Gabriella Colarusso

“Ha funzionato”, dice il pilota russo pochi minuti dopo l’esplosione che squarcia il Nabad all’Ospedale chirurgico Hayat di Haas, una piccola cittadina nella provincia meridionale di Idlib, nell’Ovest della Siria, l’ultima enclave ribelle ancora fuori dal controllo del regime di Damasco e dei suoi alleati, la Russia e l’Iran. È il 5 maggio, nel giro di dodici ore altri quattro ospedali nell’area di Idlib vengono bombardati. Ad attaccare i presidi medici è l’aviazione russa, racconta un’inchiesta del New York Times che è stata pubblicata ieri, poche ore prima che l’esercito di Assad muovesse verso Kobane e Manbiji, in accordo con i curdi. I giornalisti del quotidiano americano hanno incrociato le registrazioni radio dell’aeronautica russa, i dati dei registri tenuti dagli osservatori a terra, che monitorano i voli sui cieli siriani per avvisare gli operatori umanitari di attacchi imminenti, e le testimonianze di medici e infermieri.
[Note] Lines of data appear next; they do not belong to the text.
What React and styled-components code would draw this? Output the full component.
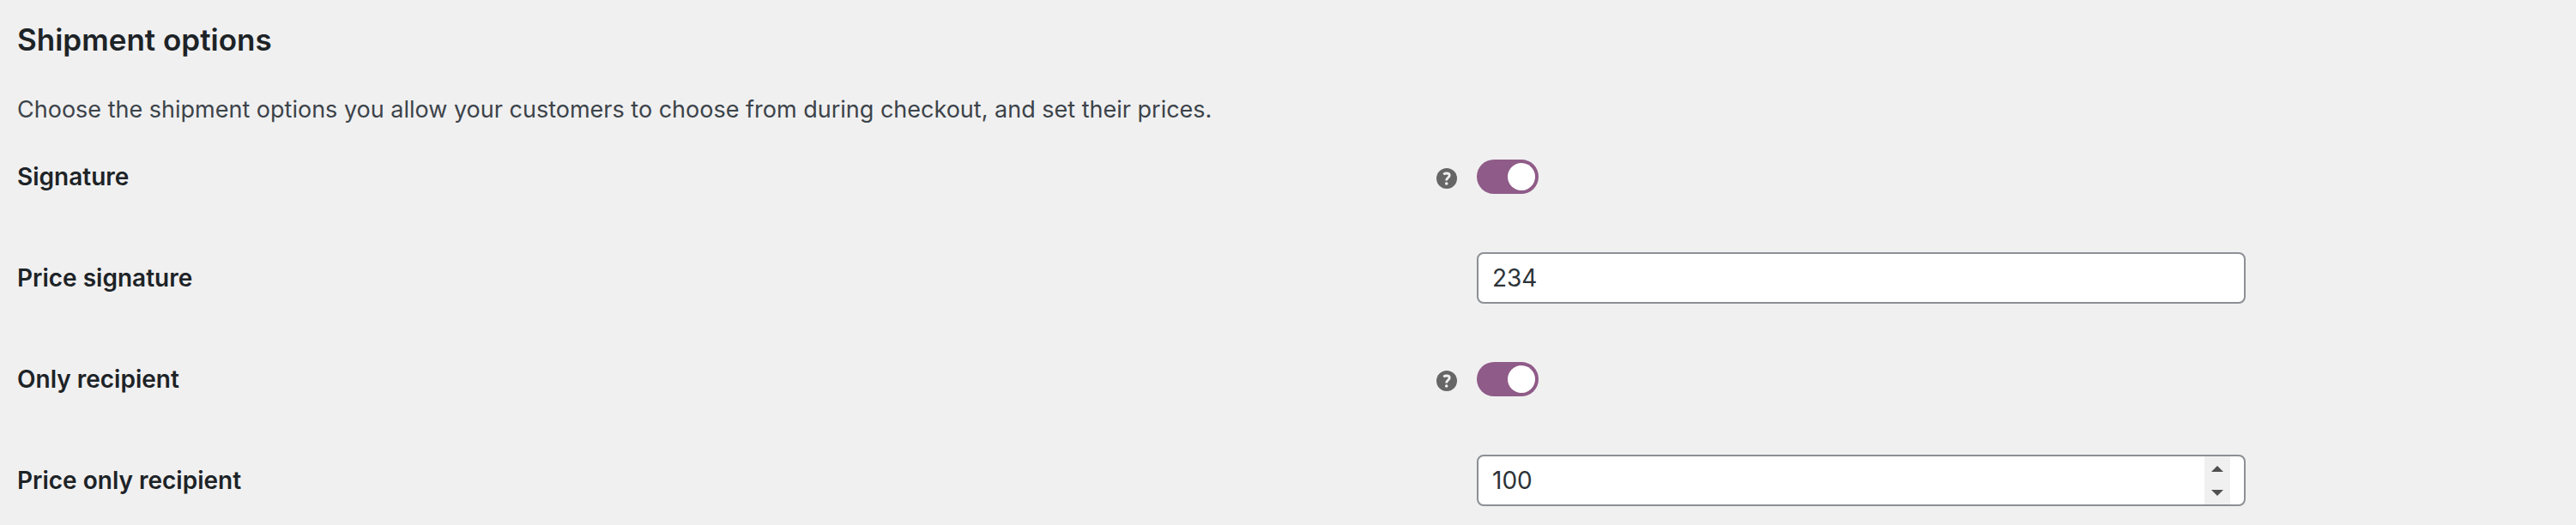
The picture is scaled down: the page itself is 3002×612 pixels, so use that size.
import React, { useState } from 'react';
import styled, { createGlobalStyle } from 'styled-components';

const GlobalStyle = createGlobalStyle`
  *, *::before, *::after { box-sizing: border-box; }
  body {
    margin: 0;
    background: #f0f0f0;
    color: #1d2327;
    font-family: Inter, "Liberation Sans", sans-serif;
    font-size: 28px;
  }
  input, button { font: inherit; }
`;

const Page = styled.main`
  padding: 20px;
`;

const Title = styled.h2`
  margin: 0 0 30px;
  font-size: 35px;
  line-height: 52px;
  font-weight: 600;
`;

const Intro = styled.p`
  margin: 0 0 22px;
  font-size: 27px;
  line-height: 52px;
  color: #3c434a;
`;

const Form = styled.form`
  display: flex;
  flex-direction: column;
  gap: 58px;
`;

const Row = styled.div`
  display: grid;
  grid-template-columns: 1701fr 896fr 365fr;
  align-items: center;
  min-height: 60px;
`;

const Heading = styled.div`
  display: flex;
  align-items: center;
  justify-content: space-between;
  padding-right: 23px;
`;

const Label = styled.label`
  font-weight: 600;
  line-height: 36px;
`;

const HelpButton = styled.button`
  display: block;
  margin-top: 4px;
  padding: 0;
  border: 0;
  background: none;
  cursor: help;

  svg { display: block; }
`;

const Switch = styled.input`
  appearance: none;
  display: flex;
  align-items: center;
  justify-content: ${({ checked }) => (checked ? 'flex-end' : 'flex-start')};
  width: 72px;
  height: 40px;
  margin: 0;
  padding: 4px;
  border-radius: 20px;
  background: ${({ checked }) => (checked ? '#8f5b88' : '#999999')};
  cursor: pointer;

  &::before {
    content: "";
    width: 32px;
    height: 32px;
    border-radius: 50%;
    background: #ffffff;
  }
`;

const Field = styled.div`
  display: flex;
  height: 60px;
  padding-right: 16px;
  border: 2px solid #8c8f94;
  border-radius: 8px;
  background: #ffffff;
  overflow: hidden;
`;

const FieldInput = styled.input`
  flex: 1;
  min-width: 0;
  padding: 0 16px;
  border: 0;
  outline: 0;
  background: transparent;
  color: #2c3338;
  appearance: textfield;

  &::-webkit-inner-spin-button { appearance: none; margin: 0; }
`;

const Stepper = styled.div`
  display: flex;
  flex-direction: column;
  width: 30px;
  background: #f0f0f0;
`;

const StepButton = styled.button`
  flex: 1;
  display: flex;
  align-items: center;
  justify-content: center;
  padding: 0;
  border: 0;
  background: none;
  color: #505050;
`;

function Help({ topic }) {
  return (
    <HelpButton type="button" aria-label={`Help: ${topic}`}>
      <svg width="24" height="24" viewBox="0 0 24 24" aria-hidden="true">
        <circle cx="12" cy="12" r="12" fill="#666666" />
        <path
          d="M8.2 7.2C9.4 6.4 10.6 6 12 6C14 6 15.2 7 15.2 8.6C15.2 11.2 11.6 11 11.6 14.4"
          fill="none"
          stroke="#f0f0f0"
          strokeWidth="2.8"
        />
        <circle cx="11.7" cy="18" r="1.8" fill="#f0f0f0" />
      </svg>
    </HelpButton>
  );
}

function ToggleRow({ id, label }) {
  const [on, setOn] = useState(true);
  return (
    <Row>
      <Heading>
        <Label htmlFor={id}>{label}</Label>
        <Help topic={label} />
      </Heading>
      <Switch id={id} type="checkbox" role="switch" checked={on} onChange={() => setOn(!on)} />
    </Row>
  );
}

function PriceRow({ id, label, initial, stepper }) {
  const [value, setValue] = useState(initial);
  const step = (by) => setValue(String(Number(value) + by));
  return (
    <Row>
      <Heading>
        <Label htmlFor={id}>{label}</Label>
      </Heading>
      <Field>
        <FieldInput id={id} type="number" value={value} onChange={(e) => setValue(e.target.value)} />
        {stepper && (
          <Stepper>
            <StepButton type="button" aria-label="Increase" onClick={() => step(1)}>
              <svg width="14" height="7" viewBox="0 0 14 7"><path d="M0 7L7 0L14 7Z" fill="currentColor" /></svg>
            </StepButton>
            <StepButton type="button" aria-label="Decrease" onClick={() => step(-1)}>
              <svg width="14" height="7" viewBox="0 0 14 7"><path d="M0 0L7 7L14 0Z" fill="currentColor" /></svg>
            </StepButton>
          </Stepper>
        )}
      </Field>
    </Row>
  );
}

export default function App() {
  return (
    <>
      <GlobalStyle />
      <Page>
        <Title>Shipment options</Title>
        <Intro>Choose the shipment options you allow your customers to choose from during checkout, and set their prices.</Intro>
        <Form>
          <ToggleRow id="signature" label="Signature" />
          <PriceRow id="price-signature" label="Price signature" initial="234" />
          <ToggleRow id="only-recipient" label="Only recipient" />
          <PriceRow id="price-only-recipient" label="Price only recipient" initial="100" stepper />
        </Form>
      </Page>
    </>
  );
}
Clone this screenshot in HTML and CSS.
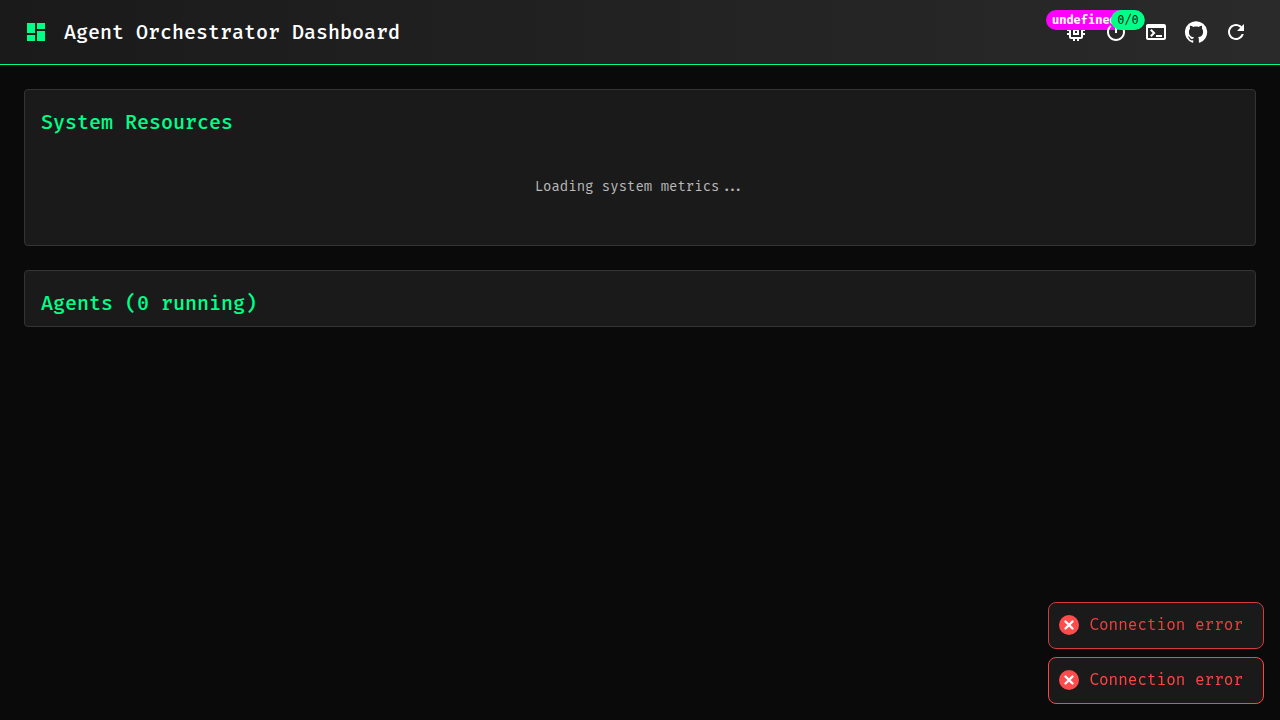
FILE: index.html
```html
<!DOCTYPE html>
<html lang="en">
<head>
<meta charset="utf-8">
<meta name="viewport" content="width=device-width, initial-scale=1">
<title>Agent Orchestrator Dashboard</title>
<link rel="stylesheet" href="styles.css">
</head>
<body>
<header class="app-bar">
  <svg class="icon logo" viewBox="0 0 24 24" aria-hidden="true"><path d="M3 13h8V3H3v10zm0 8h8v-6H3v6zm10 0h8V11h-8v10zm0-18v6h8V3h-8z"/></svg>
  <h1 class="title">Agent Orchestrator Dashboard</h1>
  <nav class="actions">
    <button class="icon-button" type="button" aria-label="System usage">
      <span class="badge-anchor">
        <svg class="icon" viewBox="0 0 24 24" aria-hidden="true"><path d="M15 9H9v6h6V9zm-2 4h-2v-2h2v2zm8-2V9h-2V7c0-1.100-.9-2-2-2h-2V3h-2v2h-2V3H9v2H7c-1.100 0-2 .9-2 2v2H3v2h2v2H3v2h2v2c0 1.100.9 2 2 2h2v2h2v-2h2v2h2v-2h2c1.100 0 2-.9 2-2v-2h2v-2h-2v-2h2zm-4 6H7V7h10v10z"/></svg>
        <span class="badge badge-usage">undefined</span>
      </span>
    </button>
    <button class="icon-button" type="button" aria-label="Running agents">
      <span class="badge-anchor">
        <svg class="icon" viewBox="0 0 24 24" aria-hidden="true"><path d="M13 3h-2v10h2V3zm4.830 2.170l-1.420 1.420C17.990 7.860 19 9.810 19 12c0 3.870-3.130 7-7 7s-7-3.130-7-7c0-2.190 1.010-4.140 2.580-5.420L6.170 5.170C4.230 6.820 3 9.260 3 12c0 4.970 4.030 9 9 9s9-4.030 9-9c0-2.740-1.230-5.180-3.170-6.830z"/></svg>
        <span class="badge badge-count">0/0</span>
      </span>
    </button>
    <button class="icon-button" type="button" aria-label="Terminal">
      <svg class="icon" viewBox="0 0 24 24" aria-hidden="true"><path d="M20 4H4c-1.110 0-2 .9-2 2v12c0 1.100.89 2 2 2h16c1.100 0 2-.9 2-2V6c0-1.100-.89-2-2-2zm0 14H4V8h16v10zm-2-1h-6v-2h6v2zM7.500 17l-1.410-1.410L8.670 13l-2.590-2.590L7.500 9l4 4-4 4z"/></svg>
    </button>
    <button class="icon-button" type="button" aria-label="GitHub">
      <svg class="icon" viewBox="0 0 24 24" aria-hidden="true"><path d="M12 1.270a11 11 0 00-3.480 21.460c.55.090.73-.28.73-.55v-1.840c-3.030.64-3.670-1.460-3.670-1.460-.55-1.290-1.280-1.650-1.280-1.650-.92-.65.1-.65.1-.65 1.100 0 1.730 1.100 1.730 1.100.92 1.650 2.570 1.200 3.210.92a2 2 0 01.64-1.470c-2.470-.27-5.040-1.190-5.040-5.500 0-1.100.46-2.100 1.200-2.840a3.760 3.760 0 010-2.930s.91-.28 3.110 1.100c1.800-.49 3.700-.49 5.500 0 2.100-1.380 3.020-1.100 3.020-1.100a3.760 3.760 0 01.1 2.930c.83.740 1.200 1.740 1.200 2.940 0 4.210-2.570 5.130-5.040 5.400.45.370.82.920.82 2.020v3.030c0 .27.1.640.73.550A11 11 0 0012 1.270"/></svg>
    </button>
    <button class="icon-button" type="button" aria-label="Refresh">
      <svg class="icon" viewBox="0 0 24 24" aria-hidden="true"><path d="M17.650 6.350C16.200 4.900 14.210 4 12 4c-4.420 0-7.990 3.580-7.990 8s3.570 8 7.990 8c3.730 0 6.840-2.550 7.730-6h-2.080c-.82 2.330-3.040 4-5.650 4-3.310 0-6-2.690-6-6s2.690-6 6-6c1.660 0 3.140.69 4.220 1.780L13 11h7V4l-2.350 2.350z"/></svg>
    </button>
  </nav>
</header>
<main class="content">
  <section class="card">
    <h2 class="card-title">System Resources</h2>
    <p class="loading">Loading system metrics<span class="ellipsis">...</span></p>
  </section>
  <section class="card card-flush">
    <h2 class="card-title">Agents (0 running)</h2>
  </section>
</main>
<aside class="toasts">
  <div class="toast toast-entering" role="status">
    <svg class="toast-icon" viewBox="0 0 20 20" aria-hidden="true"><circle cx="10" cy="10" r="10"/><path d="M6.500 6.500l7 7M13.500 6.500l-7 7"/></svg>
    <span>Connection error</span>
  </div>
  <div class="toast" role="status">
    <svg class="toast-icon" viewBox="0 0 20 20" aria-hidden="true"><circle cx="10" cy="10" r="10"/><path d="M6.500 6.500l7 7M13.500 6.500l-7 7"/></svg>
    <span>Connection error</span>
  </div>
</aside>
</body>
</html>
```
FILE: styles.css
```css
* {
  box-sizing: border-box;
}

body {
  margin: 0;
  min-height: 100vh;
  background: #0a0a0a;
  color: #fff;
  font-family: "Fira Mono", "Liberation Mono", monospace;
}

.app-bar {
  display: flex;
  align-items: center;
  min-height: 65px;
  padding: 0 24px;
  border-bottom: 1px solid #00ff88;
  background: linear-gradient(90deg, #1a1a1a, #2a2a2a);
}

.icon {
  display: block;
  width: 24px;
  height: 24px;
  fill: currentColor;
}

.logo {
  margin-right: 16px;
  color: #00ff88;
}

.title {
  flex: 1;
  margin: 0;
  font-size: 20px;
  font-weight: 500;
  line-height: 32px;
}

.actions {
  display: flex;
}

.icon-button {
  padding: 8px;
  border: 0;
  background: none;
  color: inherit;
  font: inherit;
  cursor: pointer;
}

.badge-anchor {
  display: block;
  position: relative;
}

.badge {
  position: absolute;
  top: 0;
  right: 0;
  height: 20px;
  padding: 0 6px;
  border-radius: 10px;
  font-size: 12px;
  line-height: 20px;
  text-align: left;
  transform: translate(50%, -50%);
}

.badge-usage {
  min-width: 84px;
  background: #ff00ff;
  font-weight: 700;
}

.badge-count {
  background: #00ff88;
  color: #0a0a0a;
}

.content {
  display: flex;
  flex-direction: column;
  gap: 24px;
  padding: 24px;
}

.card {
  padding: 16px;
  border: 1px solid #333;
  border-radius: 4px;
  background: #1a1a1a;
}

.card-flush {
  padding-bottom: 0;
}

.card-title {
  margin: 0 0 7px;
  color: #00ff88;
  font-size: 20px;
  font-weight: 500;
  line-height: 32px;
}

.loading {
  margin: 0;
  padding: 32px;
  color: #bbb;
  font-size: 14px;
  line-height: 20px;
  text-align: center;
}

.ellipsis {
  font-family: "Fira Code", "Liberation Mono", monospace;
}

.toasts {
  position: fixed;
  right: 16px;
  bottom: 16px;
  display: flex;
  flex-direction: column;
  gap: 8px;
}

.toast {
  display: flex;
  align-items: center;
  gap: 10px;
  padding: 11px 20px 13px 10px;
  border: 1px solid #ff4444;
  border-radius: 8px;
  background: #1a1a1a;
  color: #ff4444;
  font-size: 16px;
  line-height: 21px;
}

.toast-entering {
  border-color: #d43b3b;
  color: #ec4040;
}

.toast-icon {
  width: 20px;
  height: 20px;
  fill: #ff4b4b;
}

.toast-icon path {
  fill: none;
  stroke: #fff;
  stroke-width: 2.400;
  stroke-linecap: round;
}
```
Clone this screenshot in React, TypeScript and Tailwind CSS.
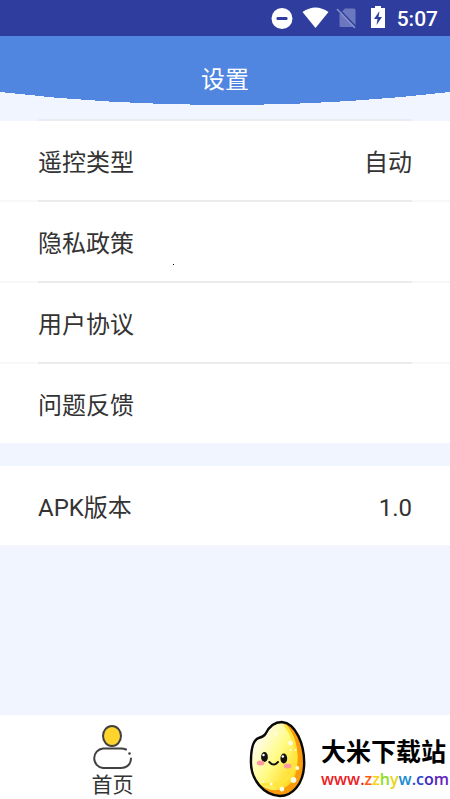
import React from "react";

function StatusBar() {
  return (
    <div className="flex h-9 items-center justify-end bg-[#2f3d9e] pr-3 text-white">
      <svg className="mr-2 h-6 w-6" viewBox="0 0 24 24" aria-hidden="true">
        <circle cx="13" cy="12.500" r="10.500" fill="currentColor" />
        <rect x="7.500" y="11" width="11" height="3" rx="1" fill="#2f3d9e" />
      </svg>
      <svg className="mr-1.5 h-6 w-7" viewBox="0 0 28 24" aria-hidden="true">
        <path d="M1.500 6 Q14.500 -3 27.500 6 L14.500 22 Z" fill="currentColor" />
      </svg>
      <svg className="mr-1.5 h-6 w-6" viewBox="0 0 24 24" aria-hidden="true">
        <path d="M10 2.500 H19 Q20.500 2.500 20.500 4 V19.500 Q20.500 21 19 21 H6 Q4.500 21 4.500 19.500 V8 Z" fill="#6b78bf" />
        <path d="M4 3 L22 22" stroke="#2f3d9e" strokeWidth="1.500" />
        <path d="M2 3 L20 22" stroke="#8791cb" strokeWidth="1.500" />
      </svg>
      <svg className="mr-2 h-6 w-6" viewBox="0 0 24 24" aria-hidden="true">
        <path d="M10 0 H16 V2 H20 V22 H6 V2 H10 Z" fill="currentColor" />
        <path d="M14.500 5 L9 13 H12.500 L11.500 19 L17 11 H13.500 Z" fill="#2f3d9e" />
      </svg>
      <span className="pt-0.5 font-['Roboto',sans-serif] text-[21px] leading-6 font-medium">5:07</span>
    </div>
  );
}

function Header() {
  return (
    <header>
      <div className="flex h-14 items-end justify-center bg-[#5085e0]">
        <h1 className="text-2xl leading-6 text-white">设置</h1>
      </div>
      <svg className="block h-[13px] w-full" viewBox="0 0 450 13" preserveAspectRatio="none" shapeRendering="crispEdges" aria-hidden="true">
        <path d="M0 0 Q225 26 450 0 Z" fill="#5085e0" />
      </svg>
    </header>
  );
}

function Divider() {
  return (
    <div className="h-0.5 bg-[#f8f8f8] px-[38px]">
      <div className="h-full bg-[#ebebeb]" />
    </div>
  );
}

function Row({ label, value, speck }: { label: string; value?: string; speck?: boolean }) {
  return (
    <button type="button" className="relative flex h-[79px] w-full items-center justify-between bg-white px-[38px] pt-1 text-2xl">
      <span>{label}</span>
      {value && <span>{value}</span>}
      {speck && <span className="absolute top-[62px] left-[173px] h-px w-px bg-black" />}
    </button>
  );
}

function ProfileIcon() {
  return (
    <svg className="h-[46px] w-[42px]" viewBox="0 0 42 46" fill="none" stroke="#414141" strokeWidth="2" strokeLinecap="round" aria-hidden="true">
      <ellipse cx="20" cy="11" rx="9" ry="10" fill="#ffd52d" />
      <path d="M34 24.500 Q32 23.500 29 23.500 H11 A9.800 9.800 0 0 0 11 43 H29 Q38.500 42.500 39 33.500" />
      <circle cx="37.500" cy="28.500" r="1.300" fill="#414141" stroke="none" />
    </svg>
  );
}

const grainOutline =
  "M17 14 C21 6 27 2 34 2 C48 3 58 24 57 46 C56 64 45 76 32 76 C15 75 2 60 2 42 C2 30 4 20 10 18 Q15 17 17 14 Z";

function RiceMascot() {
  return (
    <svg className="h-[78px] w-[58px] shrink-0" viewBox="0 0 60 78" preserveAspectRatio="none" aria-hidden="true">
      <defs>
        <linearGradient id="grain" x1="0.2" y1="0.2" x2="0.9" y2="0.8">
          <stop offset="0" stopColor="#fffde8" />
          <stop offset="0.5" stopColor="#fffb84" />
          <stop offset="1" stopColor="#ffda24" />
        </linearGradient>
      </defs>
      <path d={grainOutline} fill="#f99b0b" />
      <path d="M17 14 C21 6 27 2 34 3 C45 8 52 26 50 43 C49 61 41 68 29 70 Q19 71 11 64 C4 57 2 50 2 42 C2 30 4 20 10 18 Q15 17 17 14 Z" fill="url(#grain)" />
      <path d="M37 5 C46 15 50 30 48 43 C45 61 30 67 13 64" fill="none" stroke="#ffe53c" strokeWidth="3" />
      <path d={grainOutline} fill="none" stroke="#090909" strokeWidth="2.500" strokeLinejoin="round" />
      <ellipse cx="16" cy="37" rx="3.500" ry="5" fill="#111" />
      <ellipse cx="36" cy="38.500" rx="3.500" ry="5" fill="#111" />
      <circle cx="15" cy="35" r="1.300" fill="#fff" />
      <circle cx="35" cy="36.500" r="1.300" fill="#fff" />
      <path d="M21 42 Q25.500 47 30 42" fill="none" stroke="#111" strokeWidth="2" strokeLinecap="round" />
      <ellipse cx="12" cy="43" rx="4" ry="2.500" fill="#ff9b9f" />
      <ellipse cx="40" cy="46" rx="4" ry="2.500" fill="#ff9b9f" />
      <g fill="#fffde2">
        <circle cx="43" cy="23" r="2.500" />
        <circle cx="28" cy="14" r="1.500" />
        <circle cx="50" cy="48" r="2" />
        <circle cx="46" cy="60" r="3" />
        <circle cx="34" cy="69" r="2.500" />
        <circle cx="23" cy="64" r="1.500" />
        <circle cx="15" cy="62" r="1" />
        <circle cx="43" cy="30" r="1" />
        <circle cx="48" cy="30" r="1" />
      </g>
    </svg>
  );
}

function SiteBrand() {
  return (
    <a href="#site" className="flex items-center text-black">
      <RiceMascot />
      <span className="ml-3.5 block pt-3 whitespace-nowrap">
        <span className="block text-[25px] leading-7 font-bold">大米下载站</span>
        <span className="block font-['Open_Sans',sans-serif] text-base leading-6 font-semibold">
          <span className="text-[#ed1c24]">www.</span>
          <span className="text-[#ff5a12]">z</span>
          <span className="text-[#f8d317]">z</span>
          <span className="text-[#8edd25]">h</span>
          <span className="text-[#e6d51c]">y</span>
          <span className="text-[#168bd2]">w</span>
          <span className="text-[#2446cf]">.c</span>
          <span className="text-[#3e28bd]">o</span>
          <span className="text-[#6422bd]">m</span>
        </span>
      </span>
    </a>
  );
}

export default function App() {
  return (
    <div className="flex min-h-screen flex-col overflow-x-hidden bg-[#f1f5ff] font-['Roboto','Noto_Sans_CJK_SC',sans-serif] text-[#333333]">
      <StatusBar />
      <Header />
      <main className="flex-1 pt-3.5">
        <div className="px-[38px]">
          <div className="h-0.5 bg-[#ebecf1]" />
        </div>
        <section>
          <Row label="遥控类型" value="自动" />
          <Divider />
          <Row label="隐私政策" speck />
          <Divider />
          <Row label="用户协议" />
          <Divider />
          <Row label="问题反馈" />
        </section>
        <section className="mt-[23px] border-b-2 border-[#f3f5f9]">
          <Row label="APK版本" value="1.0" />
        </section>
      </main>
      <nav className="grid h-[84px] grid-cols-2 bg-white">
        <button type="button" className="flex flex-col items-center pt-2.5 text-[21px] leading-7">
          <ProfileIcon />
          <span>首页</span>
        </button>
        <div className="flex items-center pt-1 pl-6">
          <SiteBrand />
        </div>
      </nav>
    </div>
  );
}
I quattro ospedali coinvolti erano tutti nella cosiddetta “deconfliction list” delle Nazioni Unite, la lista degli obiettivi che non dovevano essere colpiti e che era stata condivisa con Mosca. Non è la prima volta che la Russia viene accusata di aver bombardato cliniche e ospedali in Siria. Mosca ha sempre respinto le accuse — sostenendo che l’Aeronautica russa effettua attacchi di precisione solo su “obiettivi accuratamente identificati” — ma le prove del New York Times sembrano solide. Sugli attacchi alle cliniche di Idlib c’è già un’inchiesta in corso, è stata aperta ad agosto dalle Nazioni Unite: bombardare intenzionalmente un ospedale è un crimine di guerra. Physicians for Human Rights, una organizzazione che tiene il conto dei raid contro gli operatori sanitari in Siria, ha documentato almeno 583 attacchi del genere dal 2011, 266 dei quali da quando la Russia è intervenuta, nel settembre 2015, cambiando le sorti del conflitto e permettendo ad Assad di fatto di vincere la guerra civile.